Oregon Liquor Control Commission Votes Down Alcohol Tax
The Distilled Spirits Council today commended the Oregon Liquor Control Commission for voting against an alcohol tax proposal this morning that would have added 25 cents per bottle of distilled spirits.
“The OLCC should be commended for protecting the state’s hospitality industry and its consumers from additional taxes on alcohol,” said Distilled Spirits Council President Peter Cressy.
“This is an example of good government and underscores the importance of transparency in protecting Oregon consumers. Despite intense pressure from the legislature to pass the tax, the OLCC voted down the measure and upheld the prior notice rule, which allowed time for the hospitality industry and public to comment on the negative consequences of this hidden tax.”

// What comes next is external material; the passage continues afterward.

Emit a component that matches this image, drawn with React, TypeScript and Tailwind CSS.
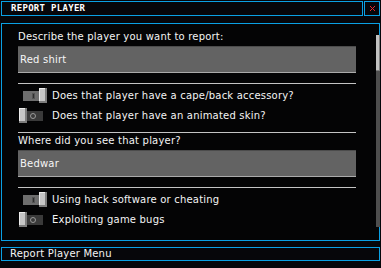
import React from "react";

const Toggle = ({ on }: { on: boolean }) => {
  return (
    <div className="relative w-[28px] h-[15px] shrink-0 ml-[1px]">
      <div
        className={
          on
            ? "absolute left-[4px] top-[3px] w-[20px] h-[10px] bg-[#6e6e6e] flex items-center justify-center"
            : "absolute left-[4px] top-[3px] w-[20px] h-[10px] bg-[#3a3a3a] flex items-center justify-center"
        }
      >
        {on ? (
          <div className="w-[3px] h-[6px] bg-[#2e2e2e] border border-[#555]" />
        ) : (
          <div className="w-[6px] h-[6px] rounded-full border border-[#9a9a9a]" />
        )}
      </div>
      <div
        className={
          on
            ? "absolute left-[20px] top-0 w-[8px] h-[15px] bg-[#c6c6c6] shadow-[inset_-2px_-2px_0_#7d7d7d,inset_1px_1px_0_#ececec]"
            : "absolute left-0 top-0 w-[8px] h-[15px] bg-[#c6c6c6] shadow-[inset_-2px_-2px_0_#7d7d7d,inset_1px_1px_0_#ececec]"
        }
      />
    </div>
  );
};

const ToggleRow = ({ on, label, className }: { on: boolean; label: string; className: string }) => (
  <div className={"flex items-center h-[15px] " + className}>
    <Toggle on={on} />
    <span className="ml-[5px] text-[10px] leading-[10px] tracking-[0.2px] text-[#f4f4f4] whitespace-nowrap">{label}</span>
  </div>
);

const TextBox = ({ value, className }: { value: string; className: string }) => (
  <div
    className={
      "w-[338px] h-[27px] bg-[#636363] border-t border-t-[#4c4c4c] border-b border-b-[#ababab] flex items-center pl-[2px] text-[10px] leading-[10px] tracking-[0.2px] text-[#f6f6f6] " +
      className
    }
  >
    {value}
  </div>
);

const App: React.FC = () => {
  return (
    <div className="w-[381px] h-[268px] bg-[#06060a] overflow-hidden font-['DejaVu_Sans',sans-serif] text-white">
      {/* header */}
      <div className="flex pt-[1px] pl-[1px] gap-[1px]">
        <div className="w-[362px] h-[15px] border border-[#0aa0e4] flex items-center pl-[9px]">
          <span className="font-['DejaVu_Sans_Mono',monospace] font-bold text-[9px] leading-[9px] tracking-[0.3px] uppercase">
            Report Player
          </span>
        </div>
        <div className="w-[16px] h-[15px] border border-[#0aa0e4] flex items-center justify-center">
          <svg width="5" height="5" viewBox="0 0 5 5" shapeRendering="crispEdges">
            <rect x="0" y="0" width="1" height="1" fill="#ea2a2a" />
            <rect x="4" y="0" width="1" height="1" fill="#ea2a2a" />
            <rect x="1" y="1" width="1" height="1" fill="#ea2a2a" />
            <rect x="3" y="1" width="1" height="1" fill="#ea2a2a" />
            <rect x="2" y="2" width="1" height="1" fill="#ea2a2a" />
            <rect x="1" y="3" width="1" height="1" fill="#ea2a2a" />
            <rect x="3" y="3" width="1" height="1" fill="#ea2a2a" />
            <rect x="0" y="4" width="1" height="1" fill="#ea2a2a" />
            <rect x="4" y="4" width="1" height="1" fill="#ea2a2a" />
          </svg>
        </div>
      </div>

      {/* main panel */}
      <div className="relative ml-[1px] mt-[7px] w-[379px] h-[218px] border border-[#0aa0e4] bg-[#040405] pl-[16px] pt-[8px] flex flex-col">
        <div className="h-[10px] text-[10px] leading-[10px] tracking-[0.2px] text-[#f4f4f4] whitespace-nowrap">
          Describe the player you want to report:
        </div>
        <TextBox value="Red shirt" className="mt-[4px]" />
        <div className="mt-[10px] w-[338px] h-[1px] bg-[#c4c4c4]" />
        <ToggleRow on={true} label="Does that player have a cape/back accessory?" className="mt-[4px]" />
        <ToggleRow on={false} label="Does that player have an animated skin?" className="mt-[5px]" />
        <div className="mt-[9px] w-[338px] h-[1px] bg-[#c4c4c4]" />
        <div className="mt-[3px] h-[10px] text-[10px] leading-[10px] tracking-[0.2px] text-[#f4f4f4] whitespace-nowrap">
          Where did you see that player?
        </div>
        <TextBox value="Bedwar" className="mt-[4px]" />
        <div className="mt-[10px] w-[338px] h-[1px] bg-[#c4c4c4]" />
        <ToggleRow on={true} label="Using hack software or cheating" className="mt-[4px]" />
        <ToggleRow on={false} label="Exploiting game bugs" className="mt-[5px]" />

        {/* scrollbar */}
        <div className="absolute left-[374px] top-[11px] w-[4px] h-[192px] bg-[#4e4e4e]">
          <div className="w-[4px] h-[36px] bg-[#c2c2c2] shadow-[inset_-1px_-1px_0_#7f7f7f]" />
        </div>
      </div>

      {/* footer */}
      <div className="ml-[1px] mt-[6px] w-[379px] h-[14px] border border-[#0aa0e4] flex items-center pl-[8px]">
        <span className="text-[10px] leading-[10px] tracking-[0.2px] text-[#f4f4f4]">Report Player Menu</span>
      </div>
    </div>
  );
};

export default App;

In a 3-2 vote, the Commission rejected the legislative proposal, which would have increased the bottle tax an additional 25 cents on top of the “temporary” 50-cent surcharge that was extended last week by the Commission. The Distilled Spirits Council, including its Oregon craft distiller members, voiced strong opposition to the increase, noting that Oregon has the third highest spirits tax rate in the country with 70 percent of the typical purchase price already going to taxes of some kind.
The prior notice rule requires that before the OLCC raises an alcohol tax, the Commission should hold a public hearing on the issue and allow 45 days for public comment. In this case, the OLCC gave the public 45 days and held a public hearing. However, legislators undermined the spirit of the prior notice rule by working to cement a tax deal and render any public OLCC vote meaningless.